Tweed Day – This one could be celebrate one, or two things.  It could be all about the warm, fashionable woolen clothing that originated in Scotland that seems to always be in fashion!  Tweed keeps you warm and it looks good.  It could also be celebrating the birthday of a corrupt New York City politician named William Magear “Boss” Tweed” who was born on April 3, 1823.  Boss Tweed was a U.S. Senator and a NY State Senator.  His claim to fame was being convicted of  being corrupt and using his power for personal gain, stealing millions of dollars from NYC.   Now, I’m betting since this wasn’t a nice guy that today we are actually celebrating Tweed suits because seriously, do we really want to celebrate the birthday of a crook?  Maybe his family might, but not the rest of us. 

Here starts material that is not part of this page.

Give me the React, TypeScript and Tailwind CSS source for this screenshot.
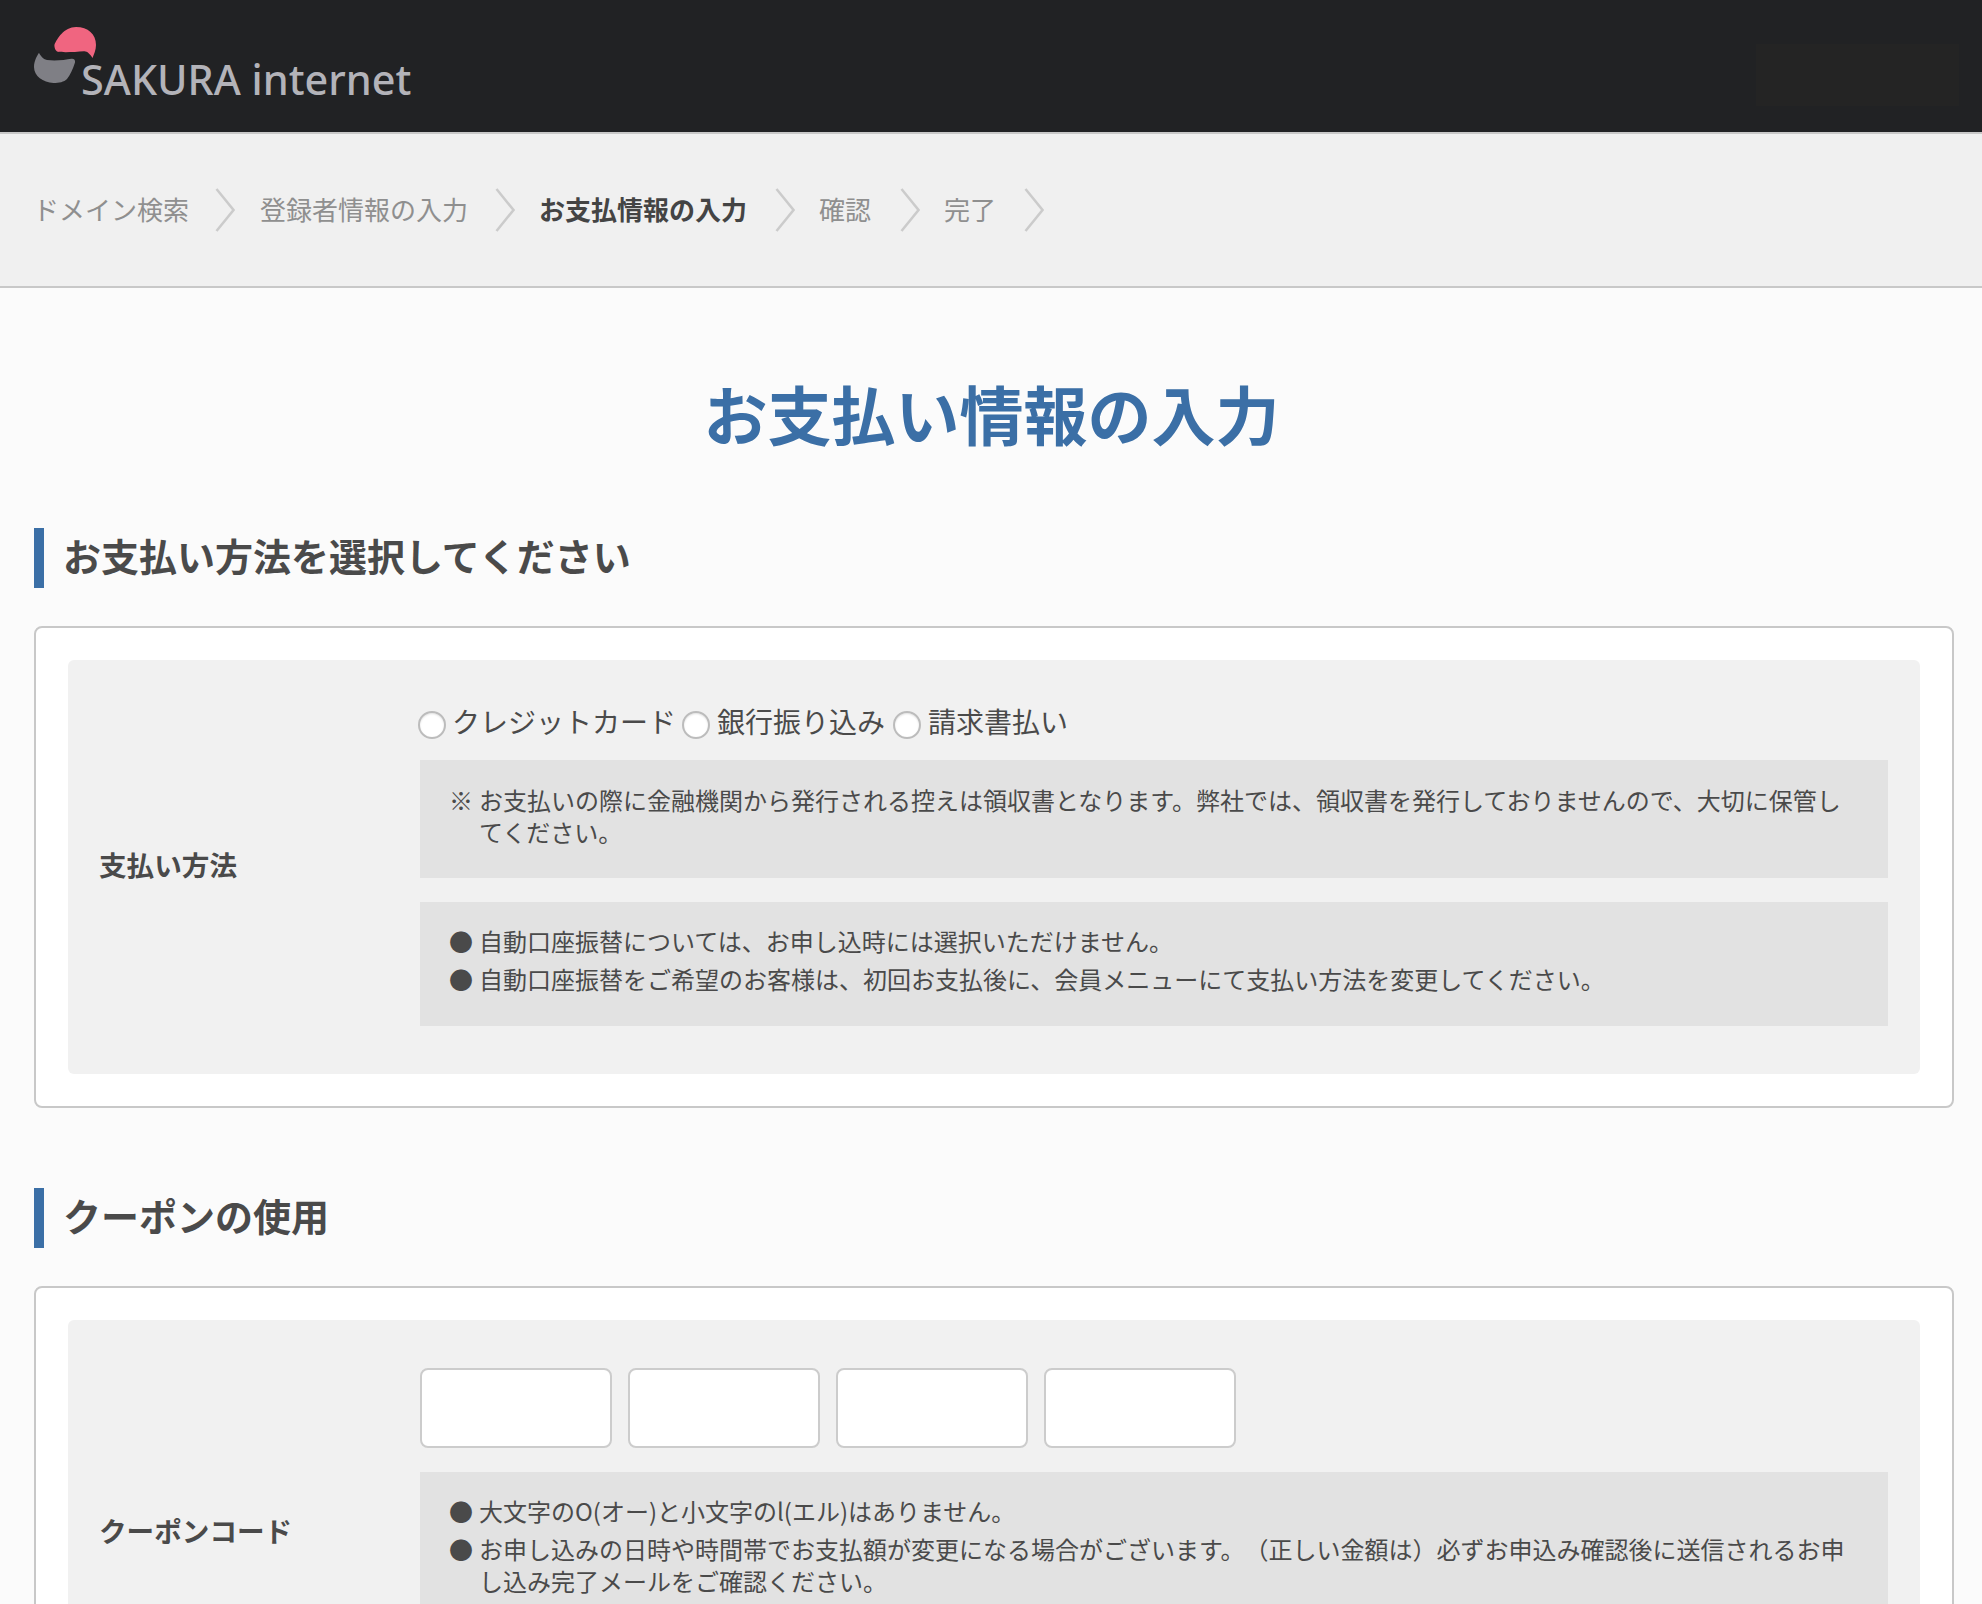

Find A Rainbow Day – I remember as a child hearing the story of Noah’s Ark and God’s promise not to destroy the earth in a flood again.  He placed the rainbow in the sky as the reminder of this covenant.  From that time on, I must have been 4 or 5 when I actually was able to make sense of the story in my little mind, I would see a rainbow and tell God thank you for the promise and the beautiful colors of the rainbow.  Even now I am awed by the sight of one.  When I was in about the 4th grade my science project was about creating rainbows using prisms and a light source.  At one point I had little tear drop crystals hanging in windows watching the beautiful colors dance on the walls.  For anyone who cannot remember the order of the colors in the rainbow, there is an acronym that is often used . . . “Roy G. Biv” – one of the acronyms I have heard. Each letter of the name stands for a color of the rainbow –  in order … red, orange, yellow, green, blue, indigo and violet. (Although a true rainbow actually contains colors along the entire spectrum.)   Today, if your weather permits, keep your eyes open for that beautiful promise from God in the sky.  It’ll lift the spirit no matter how the rest of your day is going.

Pony Express Day – On April 3, 1860, the first Pony Express mail, traveling by horse and rider relay teams, simultaneously left St. Joseph, Missouri, and Sacramento, California.  On April 13th, 10 days later, the westbound rider and mail packet completed the approximately 1,800 mile journey and arrived in Sacramento.  He beat the eastbound packet’s arrival in St. Joseph by 2 days and set the new standard for speedy mail delivery.  The Pony Express was short-lived and unprofitable, but it captured America’s imagination and helped win federal aid for a more economical overland postal system.  While the Pony Express was active it contributed to the economy of the towns on its route, serving the mail service needs of the American West in the days before the telegraph or an efficient transcontinental railroad.  It debuted at a time before radios and telephones, when California, which achieved statehood in 1850, was still very cut off from the eastern part of the country.  Letters that were sent from New York to the West Coast traveled by ship, which usually took at least a month, or by stagecoach on the Butterfield Express overland route.  This took from three weeks to many months to arrive.  When compared to the snail’s pace of the ship or stagecoach methods, the Pony Express’ average delivery time of 10 days seemed really fast! 

The Pony Express Company was the brainchild of William H. Russell, William Bradford Waddell and Alexander Majors, owners of a freight business.  It  was set up with over 150 relay stations along a pioneer trail across what are now the states of Missouri, Kansas, Nebraska, Wyoming, Colorado, Utah, Nevada and California.  Riders were paid about $25 each week and carried loads up to about 20 pounds of mail.  Every 75 to 100 miles riders changed, horses were switched out every 10-15 miles.  Among the riders was the legendary frontiersman and showman, William “Buffalo Bill” Cody (1846-1917).  It is said that he signed on with the Pony Express when he was 14 years old.  The company’s riders set their fastest time with Lincoln’s inaugural address, which was delivered in just less than eight days.  The initial cost of Pony Express delivery was $5 for every 1/2 oz of mail.  The company began as a private enterprise and the owners had hoped to gain a profitable delivery contract from the US Government, but it never happened.  With the start of the first transcontinental telegraph line in October of 1861, the Pony Express stopped operating.  The legend however, of the lone Pony Express rider galloping across the Old West frontier to deliver the mail, lives on today.  So cool!  Happy Birthday Pony Express Company.

This Day In History

1860 – The Pony Express begins delivering the mail.

Food Celebration of the Day

Find A Rainbow DayScience says you’ll never find that pot of gold. A rainbow’s end moves away at the same rate you move toward it. Blame it on the way light refracts in falling raindrops.  Wouldn’t it be nice though?  Yep, I guess we just have to keep dreaming.  We can still capture a rainbow though -in our food! Check out these lovely ideas from www.food.com!

Rainbow Ribbon Jelly
Rainbow Salad
Rainbow Cake
Rainbow Cupcakes
Rainbow Rounds
Rainbow Salmon in Puff Pastry

Well, I’m hungry for a bright, rainbow colored salad now! Hm, good dinner idea!  Off to work I go with visions of rainbow food and wishes for sunshine in my mind.  Have a wonderful Thursday and may all of your celebrations be happy ones.  God Bless You and I’ll see you tomorrow!